Throughout 2013, I have written a lot about how the rise of smartphones has transformed train travel into a rich opportunity for commuters to steal a march on themselves and power through their ‘life laundry’ – getting everyday admin out of the way in order to free up time at work and at home for more of what they need and want to do.
Commuters, we know, are a very hard-to-reach demographic group. They’re upmarket (71% ABC1) and they’ve got high levels of disposable income (the average individual income in the KBH region is £19.7k while the average individual income of the KBH commuter is £26k). However, they don’t tend to browse opt-in commuter media – incredibly, 59% of commuters have not read the Metro or the Evening Standard in the last 12 months. So arguably it can only be media that doesn’t require active opting-in – which is one of out-of-home’s, and traincards’, strengths – that can get the message across to this group.
In 2013 we’ve carried out two detailed research projects into on-train commuter behaviour, their engagement with advertising and their propensity to embrace opportunities for distraction. This has unveiled a particular demographic group, which we’ve called the ‘in-touch train traveller’.
The increasing rise of this personality type has opened up a new wave of potential for the on-train advertiser. Of those consumers who have responded to an on-train ad, 45% have done so while still on the train2. 92% of in-touch train travellers use a smartphone on the train2, and it is smartphones that have enabled instant request fulfilment – whether it’s a purchase prompt or a route to find out more information – which, coupled with an average 50-minute commute time in the KBH region2, provides a valuable environment for advertisers to hook in – engage – consumer commuters and encourage them to open a meaningful dialogue.

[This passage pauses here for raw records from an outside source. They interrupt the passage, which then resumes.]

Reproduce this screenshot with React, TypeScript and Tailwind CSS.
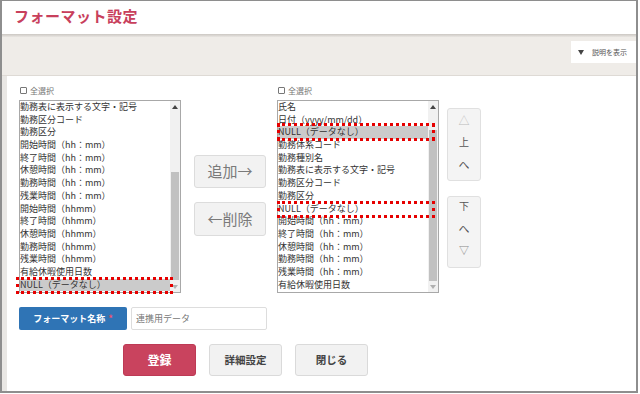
import React from 'react';

const leftItems = [
  '勤務表に表示する文字・記号',
  '勤務区分コード',
  '勤務区分',
  '開始時間（hh：mm）',
  '終了時間（hh：mm）',
  '休憩時間（hh：mm）',
  '勤務時間（hh：mm）',
  '残業時間（hh：mm）',
  '開始時間（hhmm）',
  '終了時間（hhmm）',
  '休憩時間（hhmm）',
  '勤務時間（hhmm）',
  '残業時間（hhmm）',
  '有給休暇使用日数',
  'NULL（データなし）',
];

const rightItems = [
  '氏名',
  '日付（yyyy/mm/dd）',
  'NULL（データなし）',
  '勤務体系コード',
  '勤務種別名',
  '勤務表に表示する文字・記号',
  '勤務区分コード',
  '勤務区分',
  'NULL（データなし）',
  '開始時間（hh：mm）',
  '終了時間（hh：mm）',
  '休憩時間（hh：mm）',
  '勤務時間（hh：mm）',
  '残業時間（hh：mm）',
  '有給休暇使用日数',
];

type Mark = { left: number; top: number; width: number; height: number };

function Arrow({ up, light }: { up?: boolean; light?: boolean }) {
  return (
    <svg width="6" height="4" viewBox="0 0 6 4">
      <path d={up ? 'M0 4 L3 0 L6 4Z' : 'M0 0 L3 4 L6 0Z'} fill={light ? '#b0b0b0' : '#444'} />
    </svg>
  );
}

function CheckAll() {
  return (
    <div className="flex items-center gap-[3px] h-[13px] mb-[3px] pl-[1px] text-[8px] text-[#777]">
      <span className="w-[7px] h-[7px] border border-[#777] rounded-[1px] bg-white" />
      <span>全選択</span>
    </div>
  );
}

function ListBox({
  items,
  selected,
  gap,
  thumb,
  marks,
}: {
  items: string[];
  selected: number;
  gap: number;
  thumb: number;
  marks: Mark[];
}) {
  return (
    <div className="relative flex h-[193px] w-[162px] border border-[#a8a8a8] bg-white">
      <div className="flex-1 overflow-hidden">
        {items.map((t, i) => (
          <div
            key={i}
            className={`h-[12.7px] leading-[12.7px] text-[9px] text-[#333] whitespace-nowrap ${
              selected === i ? 'bg-[#cbcbcb]' : ''
            }`}
          >
            {t}
          </div>
        ))}
      </div>
      <div className="flex w-[10px] flex-col bg-[#f1f1f1]">
        <div className="flex h-[11px] items-center justify-center">
          <Arrow up />
        </div>
        <div style={{ height: gap }} />
        <div className="mx-[1px] bg-[#c1c1c1]" style={{ height: thumb }} />
        <div className="flex-1" />
        <div className="flex h-[11px] items-center justify-center">
          <Arrow light />
        </div>
      </div>
      {marks.map((m, i) => (
        <div
          key={i}
          className="absolute border-[3px] border-dotted border-[#e60000]"
          style={{ left: m.left, top: m.top, width: m.width, height: m.height }}
        />
      ))}
    </div>
  );
}

export default function App() {
  return (
    <div className="w-[640px] h-[394px] bg-white font-['Noto_Sans_CJK_JP','Noto_Sans',sans-serif]">
      <div className="flex h-[393px] w-[638px] flex-col border-x-2 border-t border-b-2 border-[#8e8e8e]">
        {/* header */}
        <div className="flex h-[33px] items-center pl-[12px] pb-[2px] bg-white">
          <h1 className="text-[15px] font-bold text-[#c8405c] tracking-[0.5px]">フォーマット設定</h1>
        </div>
        <div className="h-[3px] bg-gradient-to-b from-[#cbc7c2] to-[#e9e6e2]" />
        <div className="flex h-[39px] justify-end bg-[#efece8] border-b border-[#dedad5]">
          <div className="mt-[4px] flex h-[22px] w-[65px] items-center gap-[8px] bg-white pl-[7px] text-[7px] text-[#555]">
            <svg width="6" height="5" viewBox="0 0 6 5">
              <path d="M0 0 L6 0 L3 5Z" fill="#444" />
            </svg>
            <span>説明を表示</span>
          </div>
        </div>

        {/* body */}
        <div className="flex flex-1 bg-[#e9e7e4] pl-[5px]">
          <div className="flex-1 bg-white pt-[8px]">
            <div className="flex items-start">
              <div className="ml-[12px] w-[162px]">
                <CheckAll />
                <ListBox
                  items={leftItems}
                  selected={14}
                  gap={60}
                  thumb={108}
                  marks={[{ left: -4, top: 176, width: 157, height: 17 }]}
                />
              </div>

              <div className="ml-[13px] flex w-[72px] flex-col gap-[14px] pt-[71px]">
                <button className="h-[33px] rounded-[3px] border border-[#dcdcdc] bg-[#f2f2f2] text-[15px] text-[#7a7a7a]">
                  追加→
                </button>
                <button className="h-[34px] rounded-[3px] border border-[#dcdcdc] bg-[#f2f2f2] text-[15px] text-[#7a7a7a]">
                  ←削除
                </button>
              </div>

              <div className="ml-[11px] w-[162px]">
                <CheckAll />
                <ListBox
                  items={rightItems}
                  selected={2}
                  gap={18}
                  thumb={151}
                  marks={[
                    { left: -1, top: 22, width: 158, height: 18 },
                    { left: -1, top: 100, width: 158, height: 17 },
                  ]}
                />
              </div>

              <div className="ml-[8px] flex w-[34px] flex-col gap-[15px] pt-[24px]">
                <button className="flex h-[73px] flex-col items-center rounded-[3px] border border-[#e0e0e0] bg-[#f4f4f4]">
                  <span className="h-[22px] leading-[22px] text-[11px] text-[#bbb]">△</span>
                  <span className="h-[22px] leading-[22px] text-[10px] text-[#555]">上</span>
                  <span className="h-[22px] leading-[22px] text-[11px] text-[#555]">へ</span>
                </button>
                <button className="flex h-[72px] flex-col items-center rounded-[3px] border border-[#e0e0e0] bg-[#f4f4f4]">
                  <span className="-mt-[2px] h-[22px] leading-[22px] text-[10px] text-[#555]">下</span>
                  <span className="h-[22px] leading-[22px] text-[11px] text-[#555]">へ</span>
                  <span className="h-[22px] leading-[22px] text-[10px] text-[#888]">▽</span>
                </button>
              </div>
            </div>

            {/* format name */}
            <div className="ml-[12px] mt-[14px] flex gap-[4px]">
              <div className="flex h-[23px] w-[108px] items-center justify-center gap-[3px] rounded-[2px] bg-[#2f74b5] text-[9px] font-bold text-white">
                <span>フォーマット名称</span>
                <span className="text-[#f0506a]">*</span>
              </div>
              <input
                className="h-[23px] w-[136px] rounded-[2px] border border-[#dddddd] px-[4px] text-[9px] text-[#333] placeholder:text-[#777] outline-none"
                placeholder="連携用データ"
              />
            </div>

            {/* actions */}
            <div className="ml-[116px] mt-[14px] flex gap-[13px]">
              <button className="h-[32px] w-[73px] rounded-[3px] border border-[#bd3a55] bg-[#c9435e] text-[12px] font-bold text-white">
                登録
              </button>
              <button className="h-[32px] w-[73px] rounded-[3px] border border-[#dadada] bg-[#f2f2f2] text-[10.5px] font-bold text-[#444]">
                詳細設定
              </button>
              <button className="h-[32px] w-[73px] rounded-[3px] border border-[#dadada] bg-[#f2f2f2] text-[10.5px] font-bold text-[#444]">
                閉じる
              </button>
            </div>
          </div>
        </div>
      </div>
    </div>
  );
}
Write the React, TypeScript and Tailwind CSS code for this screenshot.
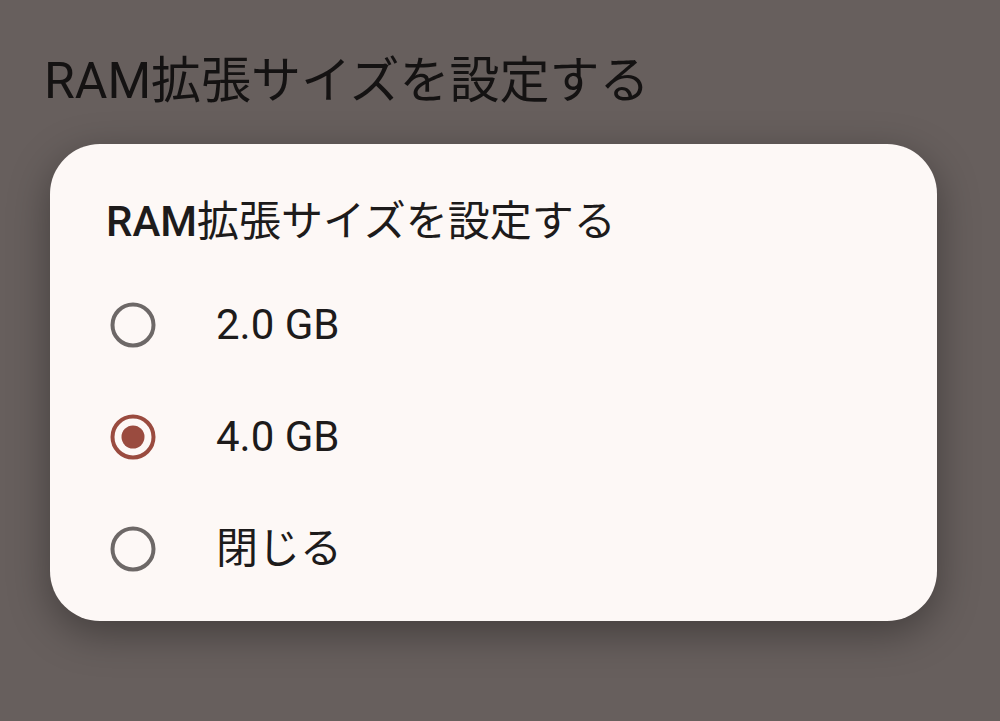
import React from "react";

const FONT = { fontFamily: 'Roboto, "Noto Sans CJK JP", sans-serif' };

function Radio({ selected }: { selected: boolean }) {
  return (
    <svg width="46" height="46" viewBox="0 0 46 46">
      <circle
        cx="23"
        cy="23"
        r="20.5"
        fill="none"
        stroke={selected ? "#9a4b3f" : "#6d6867"}
        strokeWidth="4"
      />
      {selected && <circle cx="23" cy="23" r="11.5" fill="#9a4b3f" />}
    </svg>
  );
}

export default function App() {
  const options = [
    { label: "2.0 GB", selected: false },
    { label: "4.0 GB", selected: true },
    { label: "閉じる", selected: false },
  ];
  return (
    <div
      className="w-[1000px] h-[721px] bg-[#675f5d] overflow-hidden"
      style={FONT}
    >
      <div className="pl-[44px] pt-[51px] text-[50px] leading-[60px] text-[#141212]">
        RAM拡張サイズを設定する
      </div>
      <div className="ml-[50px] mt-[33px] w-[887px] h-[477px] rounded-[50px] bg-[#fdf8f6] shadow-[0_12px_40px_rgba(0,0,0,0.35)]">
        <div className="pl-[56px] pt-[50px] pb-[19px] text-[42px] leading-[56px] text-[#1d1b1b]">
          <span className="font-medium">RAM</span>拡張サイズを設定する
        </div>
        <div className="flex flex-col">
          {options.map((o) => (
            <div key={o.label} className="h-[112px] flex items-center pl-[60px]">
              <Radio selected={o.selected} />
              <span className="ml-[60px] text-[42px] leading-[56px] text-[#1d1b1b]">
                {o.label}
              </span>
            </div>
          ))}
        </div>
      </div>
    </div>
  );
}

There was an interesting article on ‘commuter commerce’ in the Evening Standard. Within it, Hugh Boyle from Geometry Global talks about the way that media owners and advertisers may respond to the trend of ‘third space’ shopping – neither at home nor in the office. It talks about “the prospect of pop-up shops and eCommerce lockers”.
At KBH we have just launched what we believe is the first such direct line to purchase, KBH Engage. These on-train touch-points, enabling NFC, QR code or SMS interaction with specified on-train ads, directly target our in-touch train travellers. They generate a straightforward connection between advertiser and consumer, and can lead to a whole world of further interaction – from direct routes to purchase to exclusive content to vouchers providing a tangible reward for engagement. With commuters keen to clean up their admin during their daily commute, we believe KBH Engage is the right service at the right time in the right environment for all involved in the equation.
Ian Reynolds is Managing Director of KBH On-Train Media.